A portion of the tax break is being paid for by increasing the cigarette tax by 35 cents to $1.60 a pack.
“This new budget fits Governor Kasich’s overall goal of reducing income tax on individuals, especially small business owners, while expanding the tax burden to more out-of-state companies,” said Fry.
Kasich’s budget increased basic state aid for K-12 schools by $955 million more than the last two-year period. No district will receive less than it did this year.
Further, Ohio colleges and universities must freeze tuition rates for the next two years and look for ways to reduce tuition costs.
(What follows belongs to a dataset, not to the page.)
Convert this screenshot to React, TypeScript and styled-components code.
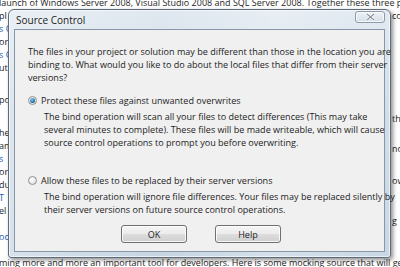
import React from 'react';
import styled, { createGlobalStyle } from 'styled-components';

const GlobalStyle = createGlobalStyle`
  html, body {
    margin: 0;
    padding: 0;
    background: #ffffff;
    overflow: hidden;
  }
  #root {
    width: 400px;
    height: 267px;
  }
`;

type Line = { text: string; link?: boolean };

// blog page text that shows around the dialog
const backParas: { gap: number; lines: Line[] }[] = [
  {
    gap: 0,
    lines: [
      { text: 'launch of Windows Server 2008, Visual Studio 2008 and SQL Server 2008. Together these three products' },
      { text: 'pl' },
      { text: 's C', link: true },
      { text: 'or' },
      { text: 's C', link: true },
      { text: 'ut' },
    ],
  },
  { gap: 19, lines: [{ text: 'po' }] },
  {
    gap: 20,
    lines: [
      { text: 'he' },
      { text: 'am' },
      { text: 's', link: true },
      { text: 'or' },
      { text: 'du' },
      { text: 'T', link: true },
      { text: 'el' },
      { text: '' },
      { text: 'oc', link: true },
      { text: '' },
      { text: 'ming more and more an important tool for developers. Here is some mocking source that will get you' },
    ],
  },
];

const rightBits: { text: string; top: number }[] = [
  { text: 'co', top: 9 },
  { text: 'th', top: 90 },
  { text: 'no', top: 17 },
  { text: 'ow', top: 19 },
  { text: 'g', top: 27 },
];

const Page = styled.div`
  position: relative;
  width: 400px;
  height: 267px;
  overflow: hidden;
  background: #ffffff;
  font-family: 'Open Sans', 'Liberation Sans', sans-serif;
`;

const BackText = styled.div`
  display: flex;
  flex-direction: column;
  margin-top: -4px;
  margin-left: -1px;
`;

const BackPara = styled.div<{ $gap: number }>`
  display: flex;
  flex-direction: column;
  margin-top: ${(p) => p.$gap}px;
`;

const BackLine = styled.div<{ $link?: boolean }>`
  height: 13px;
  line-height: 13px;
  font-size: 9px;
  white-space: nowrap;
  color: ${(p) => (p.$link ? '#2a5db0' : '#262626')};
`;

const RightText = styled.div`
  position: absolute;
  top: 0;
  left: 392px;
  display: flex;
  flex-direction: column;
`;

const RightBit = styled(BackLine)<{ $top: number }>`
  margin-top: ${(p) => p.$top}px;
`;

const Frame = styled.div`
  position: absolute;
  left: 8px;
  top: 9px;
  width: 383px;
  height: 249px;
  box-sizing: border-box;
  border: 1px solid #5d6b7a;
  border-radius: 6px 6px 3px 3px;
  background:
    linear-gradient(90deg, rgba(255,255,255,0.3), rgba(255,255,255,0) 40%, rgba(255,255,255,0.25) 70%, rgba(255,255,255,0.05)),
    linear-gradient(180deg, #e0e8f0 0%, #cfdce8 40%, #c6d5e3 100%);
  box-shadow: 2px 2px 4px rgba(0,0,0,0.45), inset 0 0 0 1px rgba(255,255,255,0.6);
  display: flex;
  flex-direction: column;
  padding: 0 5px 5px 5px;
`;

const TitleBar = styled.div`
  height: 19px;
  display: flex;
  align-items: flex-start;
  justify-content: space-between;
`;

const Title = styled.span`
  font-size: 10px;
  line-height: 12px;
  color: #1a1a1a;
  padding-left: 2px;
  padding-top: 4px;
  text-shadow: 0 0 6px rgba(255,255,255,0.9);
`;

const CloseButton = styled.div`
  width: 30px;
  height: 12px;
  margin-top: 1px;
  box-sizing: border-box;
  border: 1px solid #8d9aa8;
  border-radius: 3px;
  background: linear-gradient(180deg, #eef2f6, #d6dfe8);
  display: flex;
  align-items: center;
  justify-content: center;
  box-shadow: inset 0 0 0 1px rgba(255,255,255,0.7);
`;

const Client = styled.div`
  flex: 1;
  background: #f0f0f0;
  border: 1px solid #8797a8;
  display: flex;
  flex-direction: column;
  padding: 15px 6px 0 13px;
  font-size: 9.05px;
  line-height: 13px;
  color: #1c1c1c;
  white-space: nowrap;
`;

const Intro = styled.p`
  margin: 0;
`;

const Option = styled.div<{ $gap: number }>`
  display: flex;
  flex-direction: column;
  margin-top: ${(p) => p.$gap}px;
`;

const OptionRow = styled.label`
  display: flex;
  align-items: center;
  gap: 4px;
`;

const Radio = styled.span<{ $checked?: boolean }>`
  width: 9px;
  height: 9px;
  box-sizing: border-box;
  border-radius: 50%;
  border: 1px solid #8e8f8f;
  background: radial-gradient(circle at 40% 35%, #ffffff, #d8d8d8);
  display: flex;
  align-items: center;
  justify-content: center;
  flex-shrink: 0;

  &::after {
    content: '';
    display: ${(p) => (p.$checked ? 'block' : 'none')};
    width: 5px;
    height: 5px;
    border-radius: 50%;
    background: radial-gradient(circle at 40% 35%, #7fd0f5, #1a5f9e 70%);
  }
`;

const Desc = styled.p`
  margin: 3px 0 0 16px;
`;

const Buttons = styled.div`
  margin-top: auto;
  display: flex;
  justify-content: center;
  gap: 28px;
  padding-bottom: 8px;
  padding-right: 4px;
`;

const Button = styled.button`
  width: 66px;
  height: 18px;
  box-sizing: border-box;
  border: 1px solid #707070;
  border-radius: 3px;
  background: linear-gradient(180deg, #f6f6f6 0%, #ebebeb 50%, #dddddd 51%, #cfcfcf 100%);
  box-shadow: inset 0 0 0 1px rgba(255,255,255,0.8);
  font-family: 'Open Sans', 'Liberation Sans', sans-serif;
  font-size: 9.05px;
  color: #1c1c1c;
  padding: 0;
`;

const App: React.FC = () => {
  return (
    <Page>
      <GlobalStyle />
      <BackText>
        {backParas.map((p, i) => (
          <BackPara key={i} $gap={p.gap}>
            {p.lines.map((l, j) => (
              <BackLine key={j} $link={l.link}>
                {l.text}
              </BackLine>
            ))}
          </BackPara>
        ))}
      </BackText>
      <RightText>
        {rightBits.map((b, i) => (
          <RightBit key={i} $top={b.top}>
            {b.text}
          </RightBit>
        ))}
      </RightText>
      <Frame>
        <TitleBar>
          <Title>Source Control</Title>
          <CloseButton>
            <svg width="9" height="8" viewBox="0 0 9 8">
              <path d="M1 1 L8 7 M8 1 L1 7" stroke="#ffffff" strokeWidth="2.6" />
              <path d="M1 1 L8 7 M8 1 L1 7" stroke="#8a96a3" strokeWidth="1.2" />
            </svg>
          </CloseButton>
        </TitleBar>
        <Client>
          <Intro>
            The files in your project or solution may be different than those in the location you are
            <br />
            binding to. What would you like to do about the local files that differ from their server
            <br />
            versions?
          </Intro>
          <Option $gap={10}>
            <OptionRow>
              <Radio $checked />
              Protect these files against unwanted overwrites
            </OptionRow>
            <Desc>
              The bind operation will scan all your files to detect differences (This may take
              <br />
              several minutes to complete). These files will be made writeable, which will cause
              <br />
              source control operations to prompt you before overwriting.
            </Desc>
          </Option>
          <Option $gap={25}>
            <OptionRow>
              <Radio />
              Allow these files to be replaced by their server versions
            </OptionRow>
            <Desc>
              The bind operation will ignore file differences. Your files may be replaced silently by
              <br />
              their server versions on future source control operations.
            </Desc>
          </Option>
          <Buttons>
            <Button>OK</Button>
            <Button>Help</Button>
          </Buttons>
        </Client>
      </Frame>
    </Page>
  );
};

export default App;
“I think the tuition freeze is an important move,” said Brunsdon. “Something needs to be done to address the rising cost of education. Many students find themselves unable to pay back the significant debt they acquired in college. And let’s not forget that these loans are not dischargeable in bankruptcy. The next bubble we face in this country may be student loan debt.”
Fry said some counties have been authorized to increase their hotel/lodging taxes.
“Municipalities can also levy a tax on businesses making sales in a tourism development district, whether it’s wholesale or retail,” said Fry. “I believe this is partially geared toward Cuyahoga County, which will host the Republican National Convention.”